GIVEN REQUEST ▸
From the listing below, pull each line that includes "index".

Front-end source files

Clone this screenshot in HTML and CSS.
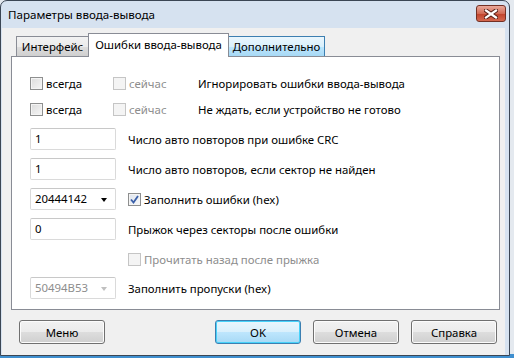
FILE: index.html
```html
<!DOCTYPE html>
<html lang="ru">
<head>
    <meta charset="UTF-8">
    <title>Параметры ввода-вывода</title>
    <link rel="stylesheet" href="styles.css">
</head>
<body>
    <div class="window">
        <div class="titlebar">
            <span class="title">Параметры ввода-вывода</span>
            <div class="close">
                <svg width="14" height="10" viewBox="0 0 14 10">
                    <path d="M2 1.5 L12 8.5 M12 1.5 L2 8.5" stroke="#5a2118" stroke-width="4.2" stroke-linecap="square"/>
                    <path d="M2 1.5 L12 8.5 M12 1.5 L2 8.5" stroke="#fff" stroke-width="2.2" stroke-linecap="square"/>
                </svg>
            </div>
        </div>
        <div class="client">
            <div class="tabs">
                <div class="tab first">Интерфейс</div>
                <div class="tab selected">Ошибки ввода-вывода</div>
                <div class="tab hover">Дополнительно</div>
            </div>
            <div class="panel">
                <div class="row checks first">
                    <label class="check"><span class="box"></span>всегда</label>
                    <label class="check disabled"><span class="box"></span>сейчас</label>
                    <span class="desc">Игнорировать ошибки ввода-вывода</span>
                </div>
                <div class="row checks">
                    <label class="check"><span class="box"></span>всегда</label>
                    <label class="check disabled"><span class="box"></span>сейчас</label>
                    <span class="desc">Не ждать, если устройство не готово</span>
                </div>
                <div class="row">
                    <div class="field">1</div>
                    <span>Число авто повторов при ошибке CRC</span>
                </div>
                <div class="row">
                    <div class="field">1</div>
                    <span>Число авто повторов, если сектор не найден</span>
                </div>
                <div class="row">
                    <div class="field combo">20444142<span class="arrow"></span></div>
                    <label class="check"><span class="box checked">
                        <svg width="9" height="9" viewBox="0 0 9 9"><path d="M1 4.5 L3.5 7.5 L8 1" fill="none" stroke="#3a5fa8" stroke-width="1.8"/></svg>
                    </span>Заполнить ошибки (hex)</label>
                </div>
                <div class="row">
                    <div class="field">0</div>
                    <span>Прыжок через секторы после ошибки</span>
                </div>
                <div class="row solo">
                    <label class="check disabled"><span class="box"></span>Прочитать назад после прыжка</label>
                </div>
                <div class="row last">
                    <div class="field combo disabled">50494B53<span class="arrow"></span></div>
                    <span>Заполнить пропуски (hex)</span>
                </div>
            </div>
            <div class="buttons">
                <button class="btn">Меню</button>
                <span class="spacer"></span>
                <button class="btn default">OK</button>
                <button class="btn">Отмена</button>
                <button class="btn">Справка</button>
            </div>
        </div>
    </div>
</body>
</html>
```

FILE: styles.css
```css
body { margin: 0; background: linear-gradient(#e4e9ef 354px, #3f8fcf 354px); font-family: 'Noto Sans', sans-serif; font-size: 11.4px; color: #000; width: 514px; height: 358px; overflow: hidden; }
.window { width: 508px; height: 354px; border: 1px solid #3b4654; border-radius: 7px 7px 0 0; background: #d6e2f0; }
.titlebar { height: 27px; display: flex; align-items: center; padding: 0 3px 0 7px; }
.title { flex: 1; font-size: 11.6px; }
.close { width: 28px; height: 15px; margin-top: -2px; border: 1px solid #733024; border-radius: 3px; background: linear-gradient(#e9a99b, #d26b55 50%, #c0412a 51%, #d4684f); display: flex; align-items: center; justify-content: center; }
.client { margin-left: 1px; width: 503px; height: 327px; background: #f0f0f0; padding: 5px 0 0 0; box-sizing: border-box; }
.tabs { display: flex; align-items: flex-end; height: 23px; padding-left: 12px; }
.tab { height: 19px; line-height: 20px; text-align: center; border: 1px solid #898c95; border-bottom: none; border-right: none; background: linear-gradient(#f2f2f2, #ebebeb 50%, #dddddd 51%, #cfcfcf); }
.tab.first { width: 71px; margin-left: 2px; }
.tab.selected { width: 139px; height: 23px; line-height: 21px; margin-bottom: -1px; background: #fff; border-right: 1px solid #898c95; position: relative; z-index: 1; }
.tab.hover { width: 95px; border: 1px solid #3c7fb1; border-bottom: none; border-left: none; background: linear-gradient(#eaf6fd, #d9f0fc 50%, #bee6fd 51%, #a7d9f5); }
.panel { margin-left: 9px; width: 489px; height: 254px; border: 1px solid #898c95; background: #fff; padding: 15px 0 0 18px; box-sizing: border-box; }
.row { display: flex; align-items: center; height: 22px; margin-bottom: 8px; gap: 12px; }
.row.first { margin-bottom: 4px; }
.row.solo { padding-left: 98px; margin-bottom: 7px; margin-top: 1px; }
.check { display: flex; align-items: center; gap: 3px; }
.checks { gap: 0; }
.checks .check:first-child { width: 83px; }
.checks .check.disabled { width: 85px; }
.box { width: 11px; height: 11px; border: 1px solid #8e8f8f; background: linear-gradient(135deg, #dcdcdc, #f6f6f6); box-shadow: inset 0 0 0 1px #f4f4f4; display: flex; align-items: center; justify-content: center; }
.check.disabled { color: #8d8d8d; }
.check.disabled .box { border-color: #c5c5c5; background: #f4f4f4; box-shadow: none; }
.box.checked { background: linear-gradient(135deg, #dde4ee, #f8f8f8); }
.field { width: 78px; height: 20px; line-height: 20px; padding-left: 4px; padding-right: 2px; color: #000; border: 1px solid #dadada; border-top-color: #c8c8c8; border-radius: 2px; position: relative; }
.combo .arrow { position: absolute; right: 8px; top: 9px; border-left: 3.5px solid transparent; border-right: 3.5px solid transparent; border-top: 4px solid #000; }
.combo.disabled { color: #8d8d8d; }
.combo.disabled .arrow { border-top-color: #c0c0c0; }
.buttons { display: flex; gap: 12px; padding: 10px 8px 0 17px; }
.spacer { flex: 1; }
.btn { width: 86px; height: 24px; font-family: inherit; font-size: 11.4px; color: #000; border: 1px solid #707070; border-radius: 3px; background: linear-gradient(#f2f2f2, #ebebeb 50%, #dddddd 51%, #cfcfcf); box-shadow: inset 0 0 0 1px #fcfcfc; padding: 0; }
.btn.default { border-color: #3c7fb1; background: linear-gradient(#eaf6fd, #d9f0fc 50%, #bee6fd 51%, #a7d9f5); box-shadow: inset 0 0 0 1px #48d2f9; }
```
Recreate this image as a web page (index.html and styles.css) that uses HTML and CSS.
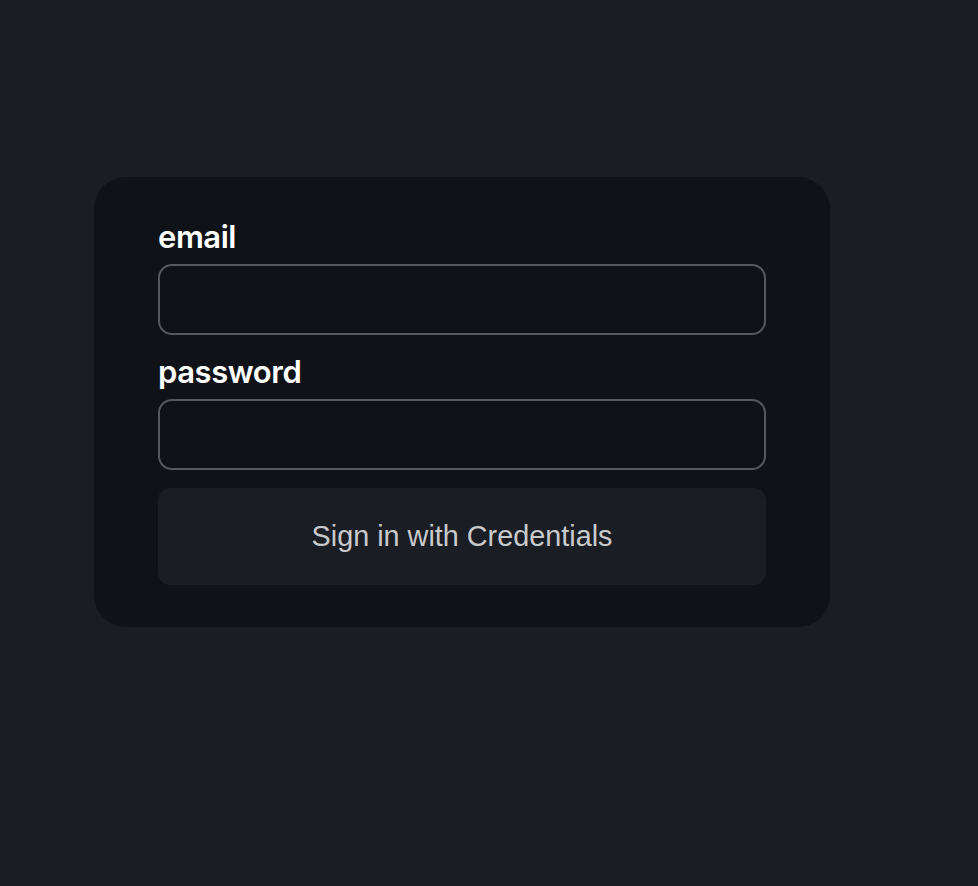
FILE: index.html
```html
<!DOCTYPE html>
<html lang="en">
<head>
<meta charset="utf-8">
<title>Sign in</title>
<link rel="stylesheet" href="styles.css">
</head>
<body>
<main class="page">
  <form class="card">
    <label class="field-label" for="email">email</label>
    <input class="field-input" id="email" type="email">
    <label class="field-label label-gap" for="password">password</label>
    <input class="field-input" id="password" type="password">
    <button class="submit" type="button">Sign in with Credentials</button>
  </form>
</main>
</body>
</html>
```

FILE: styles.css
```css
html, body {
  margin: 0;
  padding: 0;
  background: #1a1d23;
}
.page {
  min-height: 886px;
  padding: 177px 0 0 94px;
  box-sizing: border-box;
}
.card {
  width: 736px;
  box-sizing: border-box;
  padding: 42px 64px 42px;
  background: #0f1216;
  border-radius: 32px;
  display: flex;
  flex-direction: column;
}
.field-label {
  font-family: Inter, "Noto Sans", sans-serif;
  font-weight: 600;
  font-size: 31px;
  line-height: 36px;
  color: #ffffff;
  margin-bottom: 9px;
  letter-spacing: -0.45px;
}
.label-gap {
  margin-top: 19px;
}
.field-input {
  height: 71px;
  box-sizing: border-box;
  border: 2px solid #55585e;
  border-radius: 14px;
  background: #0e1115;
  color: #fff;
  font-size: 24px;
  padding: 0 16px;
  outline: none;
}
.submit {
  margin-top: 18px;
  height: 97px;
  border: 1px solid #1c1f25;
  border-radius: 12px;
  background: #1a1d23;
  color: #c9cacc;
  font-family: "Liberation Sans", Arial, sans-serif;
  font-size: 28.8px;
  cursor: pointer;
}
```
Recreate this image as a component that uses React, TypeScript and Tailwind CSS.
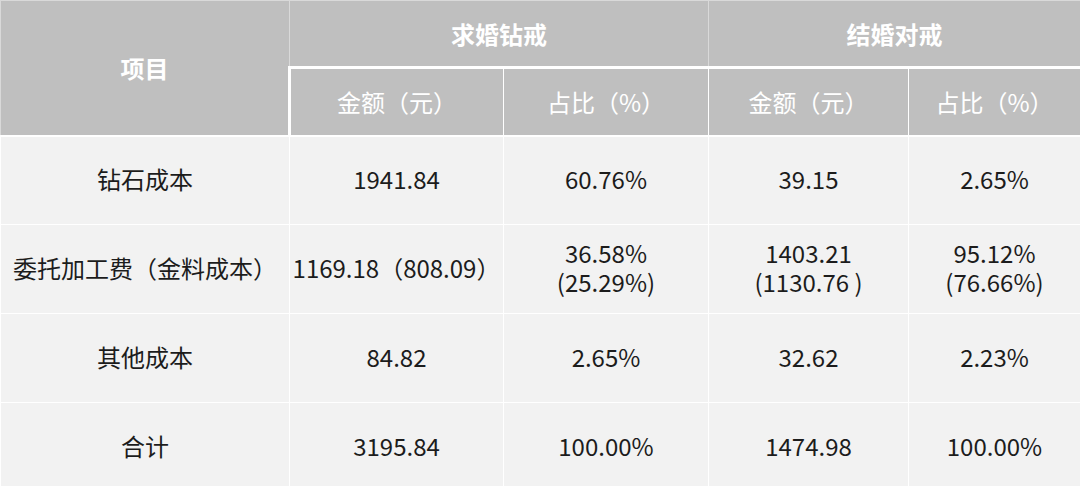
import { FC } from 'react';

const rows: { name: string; a: string; b: string; c: string; d: string }[] = [
  { name: '钻石成本', a: '1941.84', b: '60.76%', c: '39.15', d: '2.65%' },
  {
    name: '委托加工费（金料成本）',
    a: '1169.18（808.09）',
    b: '36.58%\n(25.29%)',
    c: '1403.21\n(1130.76 )',
    d: '95.12%\n(76.66%)',
  },
  { name: '其他成本', a: '84.82', b: '2.65%', c: '32.62', d: '2.23%' },
  { name: '合计', a: '3195.84', b: '100.00%', c: '1474.98', d: '100.00%' },
];

const Cell: FC<{ text: string }> = ({ text }) => (
  <td className="border border-white pb-1 text-center align-middle leading-[29px] whitespace-pre">{text}</td>
);

const App: FC = () => {
  return (
    <div
      className="w-[1080px] h-[486px] overflow-hidden bg-[#f2f2f2]"
      style={{ fontFamily: '"Noto Sans CJK SC", "Noto Sans", sans-serif' }}
    >
      <table className="w-[1080px] table-fixed border-collapse text-[24px] text-[#1c1c1c]">
        <colgroup>
          <col className="w-[289px]" />
          <col className="w-[214px]" />
          <col className="w-[205px]" />
          <col className="w-[200px]" />
          <col className="w-[172px]" />
        </colgroup>
        <thead className="bg-[#bfbfbf] text-white">
          <tr className="h-[67px]">
            <th rowSpan={2} className="border border-[#d9d9d9] border-b-2 border-b-white font-bold">
              项目
            </th>
            <th colSpan={2} className="border border-[#d9d9d9] border-b-[3px] border-b-white font-bold">
              求婚钻戒
            </th>
            <th colSpan={2} className="border border-[#d9d9d9] border-b-[3px] border-b-white font-bold">
              结婚对戒
            </th>
          </tr>
          <tr className="h-[68px]">
            <th className="border border-white border-l-[3px] border-b-2 font-normal">金额（元）</th>
            <th className="border border-white border-b-2 font-normal">占比（%）</th>
            <th className="border border-white border-b-2 font-normal">金额（元）</th>
            <th className="border border-white border-b-2 font-normal">占比（%）</th>
          </tr>
        </thead>
        <tbody>
          {rows.map((r) => (
            <tr key={r.name} className="h-[89px]">
              <Cell text={r.name} />
              <Cell text={r.a} />
              <Cell text={r.b} />
              <Cell text={r.c} />
              <Cell text={r.d} />
            </tr>
          ))}
        </tbody>
      </table>
    </div>
  );
};

export default App;
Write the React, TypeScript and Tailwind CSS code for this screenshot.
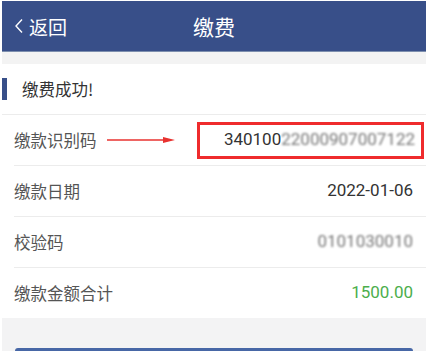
import React from "react";

const font = { fontFamily: '"Noto Sans CJK SC", "Noto Sans", sans-serif' };
const numFont = { fontFamily: 'Roboto, "Noto Sans", sans-serif' };

function Row({ label, children }: { label: string; children: React.ReactNode }) {
  return (
    <div className="ml-[12px] h-[51px] flex items-center justify-between pr-[13px] border-b border-[#ececec]">
      <span className="text-[16.5px] text-[#555]">{label}</span>
      {children}
    </div>
  );
}

export default function App() {
  return (
    <div className="w-[428px] h-[351px] bg-white px-[2px] pt-[1px] overflow-hidden" style={font}>
      <div className="h-[51px] bg-[#384f89] flex items-center relative border-b border-[#7d8fae]">
        <div className="flex items-center pl-[12px] text-white">
          <svg width="10" height="16" viewBox="0 0 10 16" className="mr-[5px]">
            <path d="M8 1.5 L2 8 L8 14.5" stroke="white" strokeWidth="1.4" fill="none" />
          </svg>
          <span className="text-[19px] leading-none">返回</span>
        </div>
        <div className="absolute left-0 right-0 text-center text-white text-[21px] leading-none pointer-events-none">缴费</div>
      </div>
      <div className="h-[12px] bg-[#f3f3f3]" />
      <div className="bg-white">
        <div className="h-[51px] flex items-center border-b border-[#ececec]">
          <div className="w-[5px] h-[22px] bg-[#384f89]" />
          <span className="ml-[15px] text-[16.5px] text-[#333]">缴费成功!</span>
        </div>
        <div className="ml-[12px] h-[51px] flex items-center border-b border-[#ececec] relative">
          <span className="text-[16.5px] text-[#555]">缴款识别码</span>
          <svg width="70" height="8" viewBox="0 0 70 8" className="ml-[10px]">
            <line x1="0" y1="4" x2="60" y2="4" stroke="#e8322f" strokeWidth="1.5" />
            <path d="M56 1 L68 4 L56 7 Z" fill="#e8322f" />
          </svg>
          <div className="ml-auto mr-[2px] w-[227px] h-[37px] border-[3px] border-[#ef2b2d] flex items-center justify-end pr-[6px]" style={numFont}>
            <span className="text-[17px] text-[#333]">340100</span>
            <span className="text-[17px] text-[#777] blur-[1.2px]">22000907007122</span>
          </div>
        </div>
        <Row label="缴款日期">
          <span className="text-[17px] text-[#333]" style={numFont}>2022-01-06</span>
        </Row>
        <Row label="校验码">
          <span className="text-[17px] text-[#777] blur-[1.2px]" style={numFont}>0101030010</span>
        </Row>
        <div className="ml-[12px] h-[50px] flex items-center justify-between pr-[13px]">
          <span className="text-[16.5px] text-[#555]">缴款金额合计</span>
          <span className="text-[17px] text-[#4cae4c]" style={numFont}>1500.00</span>
        </div>
      </div>
      <div className="h-[40px] bg-[#f3f3f4] px-[13px] pt-[30px]">
        <div className="h-[10px] bg-[#4767a6] rounded-t-[3px]" />
      </div>
    </div>
  );
}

SOLUTION BELOW ▸
FILE: index.html
.tab.selected { width: 139px; height: 23px; line-height: 21px; margin-bottom: -1px; background: #fff; border-right: 1px solid #898c95; position: relative; z-index: 1; }
Recreate this image as a web page (index.html and styles.css) that uses HTML and CSS.
FILE: index.html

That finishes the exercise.